De acordo com o jornal The Sunday Times, alegou-se que o local treinava homens-bomba e o governo paquistanês assumiu os mísseis. “Nós achamos que seria menos prejudicial se disséssemos que o fizemos ao invés dos Estados Unidos”, teria dito um assessor do então presidente, Pervez Musharraf, à publicação. “Mas houve muitos danos colaterais e pedimos aos americanos que não façam isso de novo.” O governo paquistanês, na época, confirmou que era um espaço de treinamento e que todos eram maiores de idade. Mas um jornal do país, o The News, publicou nomes, famílias e idades, provando as mortes de menores.
A porta-voz da Unicef (Fundo das Nações Unidas para a Infância) para o sul da Ásia, Sarah Crowe, comentou em entrevista ao TBIJ: “Até mesmo a morte de uma criança por ataques não tripulados ou homens-bomba já é demais. As crianças não tem lugar na guerra e todas as partes devem fazer o máximo para protegê-las de ataques violentos em todos os momentos”.
Mais de um terço dos ataques durante o governo do ex-presidente americano George W. Bush resultaram em mortes de crianças, já com o atual Barack Obama o cenário mudou um pouco. Em junho deste ano, o assistente de Obama para segurança interna e antiterrorismo, John Brennan, afirmou em palestra que “uma das coisas que o presidente tem insistido é que somos excepcionalmente precisos e cirúrgicos quanto à abordagem da ameaça terrorista. Nós não tomamos medidas que coloquem em risco estes homens, mulheres e crianças inocentes”. Desde a morte de Osama Bin Laden, antigo líder da Al-Qaeda, na cidade paquistanesa Abbottabad, em maio deste ano, os ataques de aviões não tripulados têm aumentado.
Apoio paquistanês
O New York Times, em 2009, também afirmou que o governo paquistanês ajudou os Estados Unidos e pediu que os americanos dividissem a tecnologia com eles, enquanto publicamente ainda anunciava condenar os ataques. No mesmo ano, os jornais The Times e The Wall Street Journal publicaram que o Paquistão, inclusive, permitia que a CIA usasse uma base aérea em Shamsi.

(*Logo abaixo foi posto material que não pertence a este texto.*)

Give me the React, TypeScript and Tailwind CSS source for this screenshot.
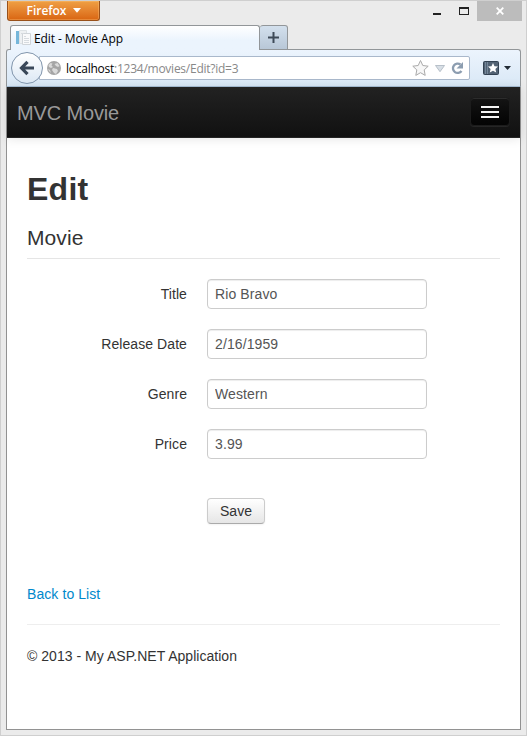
import React from "react";

const fields = [
  { label: "Title", value: "Rio Bravo" },
  { label: "Release Date", value: "2/16/1959" },
  { label: "Genre", value: "Western" },
  { label: "Price", value: "3.99" },
];

function TitleBar() {
  return (
    <div className="flex h-6 items-start pl-[6px]">
      <button className="flex h-5 w-[93px] items-center rounded-b-[3px] border border-t-0 border-[#98501a] bg-gradient-to-b from-[#efa044] to-[#d9650f] pl-[18px] font-['Open_Sans',sans-serif] text-[12px] font-semibold leading-none tracking-[-0.05px] text-white shadow-[inset_0_0_0_1px_rgba(255,200,130,0.35)]">
        <span className="w-[41px] whitespace-nowrap pt-px">Firefox</span>
        <svg className="ml-[6px]" width="8" height="5" viewBox="0 0 8 5"><path d="M0 0h8L4 4.700z" fill="#fff" /></svg>
      </button>
      <svg className="ml-auto mr-[11px] mt-[6px]" width="38" height="10" viewBox="0 0 38 10">
        <path d="M0 6h8v2H0z" fill="#222" />
        <path d="M26 0h10v8H26zM27 2v5h8V2z" fill="#222" fillRule="evenodd" />
      </svg>
      <div className="-ml-[5px] mr-[4px] flex h-5 w-[45px] items-center justify-center bg-[#bcbcbc]">
        <svg width="8" height="8" viewBox="0 0 8 8"><path d="M.7.7l6.600 6.600M7.300.7L.7 7.300" stroke="#fff" strokeWidth="1.800" /></svg>
      </div>
    </div>
  );
}

function TabStrip() {
  return (
    <div className="relative z-10 -mb-px flex h-[25px] items-start pl-[9px]">
      <div className="flex h-[25px] w-[250px] items-center rounded-t-[3px] border border-b-0 border-[#929699] bg-gradient-to-b from-white to-[#ebf4fd] to-60% pl-[5px]">
        <svg width="16" height="16" viewBox="0 0 16 16">
          <path d="M0 1h3v13H0z" fill="#74b6da" />
          <path d="M3.500.5h7v13h-7z" fill="#eef1f3" stroke="#dde2e5" />
          <path d="M6.500 3.500h8v11h-8z" fill="#f9fafb" stroke="#d0d5d9" />
          <path d="M8 6.500h2M8 8.500h5M8 10.500h5M8 12.500h5M5 3.500h3" fill="none" stroke="#d6dbdf" />
        </svg>
        <span className="ml-[2px] whitespace-nowrap pt-[2px] font-['Open_Sans',sans-serif] text-[12px] leading-none tracking-[-0.1px] text-black">Edit - Movie App</span>
      </div>
      <div className="flex h-[25px] w-[28px] items-center justify-center rounded-t-[3px] border border-l-0 border-[#929699] bg-gradient-to-b from-[#d3e0ed] to-[#b8c7d7]">
        <svg width="11" height="11" viewBox="0 0 11 11"><path d="M4.500 0h2v4.500H11v2H6.500V11h-2V6.500H0v-2h4.500z" fill="#3e4a58" /></svg>
      </div>
    </div>
  );
}

function Toolbar() {
  return (
    <div className="flex h-[38px] items-center rounded-t-[3px] border border-[#929699] border-b-[#a7bfd6] bg-gradient-to-b from-[#ecf4fd] to-[#d9e8f6]">
      <div className="z-10 ml-[4px] flex size-8 shrink-0 items-center justify-center rounded-full border border-[#8195ac] bg-gradient-to-b from-white to-[#dce8f4]">
        <svg width="16" height="16" viewBox="0 0 16 16"><path d="M8.500 1.800L2.500 8l6 6.200M3 8h12" fill="none" stroke="#3a4859" strokeWidth="3.200" /></svg>
      </div>
      <div className="-ml-[4px] flex h-6 w-[431px] items-center rounded-r-[2px] border border-[#a9b8cb] bg-white">
        <svg className="ml-[7px] shrink-0" width="14" height="14" viewBox="0 0 14 14">
          <circle cx="7" cy="7" r="7" fill="#a5a5a5" />
          <path d="M1.500 4l2-2 2 .500-1 2 1.500 1.500-2 1-2-1zM7.500 3l3-1 2 3-1.500 1-2-1zM6 7l4 1 1 2-2 3-2-1-2-3zM1 8l2 1 1 3-2-2z" fill="#dadada" />
        </svg>
        <span className="ml-[5px] whitespace-nowrap pt-[2px] font-['Open_Sans',sans-serif] text-[12px] leading-none tracking-[-0.25px] text-[#888]"><span className="text-black">localhost</span>:1234/movies/Edit?id=3</span>
        <svg className="ml-auto mr-[4px]" width="54" height="18" viewBox="0 0 54 18">
          <path d="M9.500 1.500l2.300 5 5.400.7-4 3.700 1 5.500-4.700-2.700-4.700 2.700 1-5.500-4-3.700 5.400-.7z" fill="#f7f7f7" stroke="#aaa" />
          <path d="M24.500 6.500h9L29 12.700z" fill="#d8dfe6" stroke="#b7c0c9" />
          <path d="M49.500 5.500A4.700 4.700 0 1 0 50.500 12" fill="none" stroke="#8c9db0" strokeWidth="2.300" />
          <path d="M52 3v6.500h-6.500z" fill="#8c9db0" />
        </svg>
      </div>
      <svg className="ml-[13px]" width="29" height="15" viewBox="0 0 29 15">
        <rect x=".5" y=".5" width="15" height="13" rx="1" fill="#526273" stroke="#334252" />
        <path d="M2.500 1v12M4.500 1v12" stroke="#74879a" />
        <path d="M10 2l1.500 3.200 3.500.4-2.600 2.400.8 3.500-3.200-1.800-3.200 1.800.8-3.500L5 5.600l3.500-.4z" fill="#fff" />
        <path d="M21 5h7l-3.500 4z" fill="#222b35" />
      </svg>
    </div>
  );
}

function Navbar() {
  return (
    <div className="flex h-[51px] items-start justify-between border-b border-[#252525] bg-gradient-to-b from-[#222] to-[#111] px-[10px] pt-[10px] shadow-[0_1px_10px_rgba(0,0,0,0.1)]">
      <span className="mt-[6px] text-[20px] leading-5 tracking-[-0.15px] text-[#999]">MVC Movie</span>
      <button className="flex h-[29px] w-10 flex-col items-center gap-[3px] rounded border border-[#1c1c1c] bg-gradient-to-b from-[#151515] to-[#040404] pt-[8px] shadow-[inset_0_1px_0_rgba(255,255,255,0.1),0_1px_0_rgba(255,255,255,0.075)]">
        <span className="h-[2px] w-[18px] bg-[#f5f5f5]" />
        <span className="h-[2px] w-[18px] bg-[#f5f5f5]" />
        <span className="h-[2px] w-[18px] bg-[#f5f5f5]" />
      </button>
    </div>
  );
}

export default function App() {
  return (
    <div className="flex h-[736px] w-[527px] flex-col overflow-hidden border border-[#cfcfcf] bg-[#ebebeb] font-['Liberation_Sans',Arial,sans-serif] text-[14px] leading-5 text-[#333]">
      <TitleBar />
      <TabStrip />
      <div className="mx-[5px] mb-[5px] flex flex-1 flex-col">
        <Toolbar />
        <div className="flex-1 border border-t-0 border-[#929292] bg-white">
          <Navbar />
          <main className="px-5 pt-[31px]">
            <h1 className="text-[32px] font-bold leading-10 tracking-[0.25px]">Edit</h1>
            <h2 className="mt-[9px] h-[41px] border-b border-[#e5e5e5] text-[21px] leading-10 tracking-[0.1px]">Movie</h2>
            <form className="mt-5 flex flex-col gap-5">
              {fields.map((f) => (
                <label key={f.label} className="flex h-[30px] items-center">
                  <span className="w-40 text-right tracking-[0.08px]">{f.label}</span>
                  <input className="ml-5 h-[30px] w-[220px] rounded border border-[#ccc] bg-white px-[7px] py-1 text-[14px] leading-5 tracking-[0.1px] text-[#555] shadow-[inset_0_1px_1px_rgba(0,0,0,0.075)]" defaultValue={f.value} />
                </label>
              ))}
              <button type="button" className="ml-[180px] mt-[19px] h-[26px] w-[58px] rounded border border-[#ccc] border-b-[#aaa] bg-gradient-to-b from-white to-[#e6e6e6] text-[14px] leading-5 shadow-[0_1px_2px_rgba(0,0,0,0.05)]">Save</button>
            </form>
            <a className="mt-[60px] block tracking-[0.08px] text-[#0088cc]">Back to List</a>
            <hr className="mt-5 border-[#eee]" />
            <footer className="mt-[21px] tracking-[0.03px]">© 2013 - My ASP.NET Application</footer>
          </main>
        </div>
      </div>
    </div>
  );
}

Em maio, documentos oficiais publicados pelo Wikileaks afirmaram que o chefe do exército, o general Ashfaq Kayani, não só concordou com os ataques como pediu ao comandante do Comando Centrar dos Estados Unidos, William J. Fallon, continuidade e maior vigilância de algumas áreas. Os documentos afirmam que nenhum acordo foi estabelecido.
Crime de guerra?
Gabriel Valladares, assessor jurídico do Comitê Internacional da Cruz Vermelha (CICV) para a região do Cone Sul da América Latina, explica que ataques indiscriminados são crimes de guerra. “De acordo com o DIH [Direito Internacional Humanitário, que vale quando há conflitos armados], estes ataques [indiscriminados] são os que afetam indistintamente objetivos militares, pessoas civis e bens de caráter civil.” Ele explica que, de acordo com o artigo 51º do Protocolo Adicional I de 1977 da Convenção de Genebra, tratado internacional que regula o DIH, ataques indiscriminados são aqueles que não são dirigidos contra um objetivo militar determinado, utilizam métodos que impossibilitam um foco determinado ou cujos efeitos não podem ser limitados. Bombardeios em regiões com concentrações civis são um exemplo.

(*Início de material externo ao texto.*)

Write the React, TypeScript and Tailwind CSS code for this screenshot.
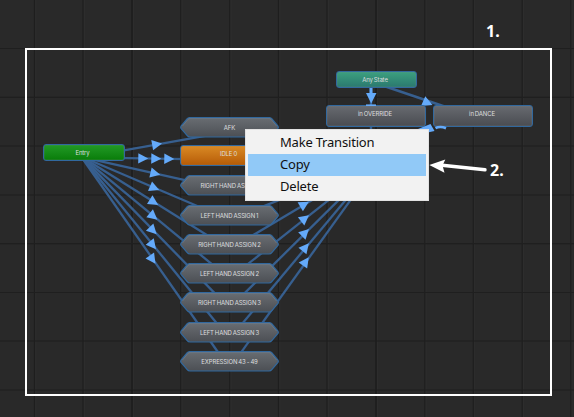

Mas, antes de julgar, é preciso pesquisar a fundo, alerta Valladares. “Cada caso que acontece no conflito armado deve ser analisado em si mesmo com a maior [quantidade de] informação possível para determinar se o ataque escolhido foi conforme as regras do DIH ou não”, diz. “No caso de um ataque de uma nave não tripulada for um ataque indiscriminado, ou ao menos causar perdas e danos que seriam excessivos com relação à vantagem militar concreta e direta prevista, então estaríamos frente a uma possível infração grave do DIH , conhecida também como crime de guerra.”
Sobre os ataques aéreos e este balanço entre os objetivos militares e as casualidades civis, Valladares relembra a polêmica dos bombardeios da OTAN (Organização do Tratado do Atlântico Norte) contra a rádio e pontes de Belgrado no conflito por Kosovo, em 1999, matando e ferindo vários civis. As acusações foram levadas ao Tribunal Penal Internacional, que analisou a proporcionalidade entre os objetivos militares das ações e as perdas civis, mas não chegou à uma conclusão e considerou que não julgaria o caso porque, durante os conflitos, a Iugoslávia não era membro da ONU (Organização das Nações Unidas).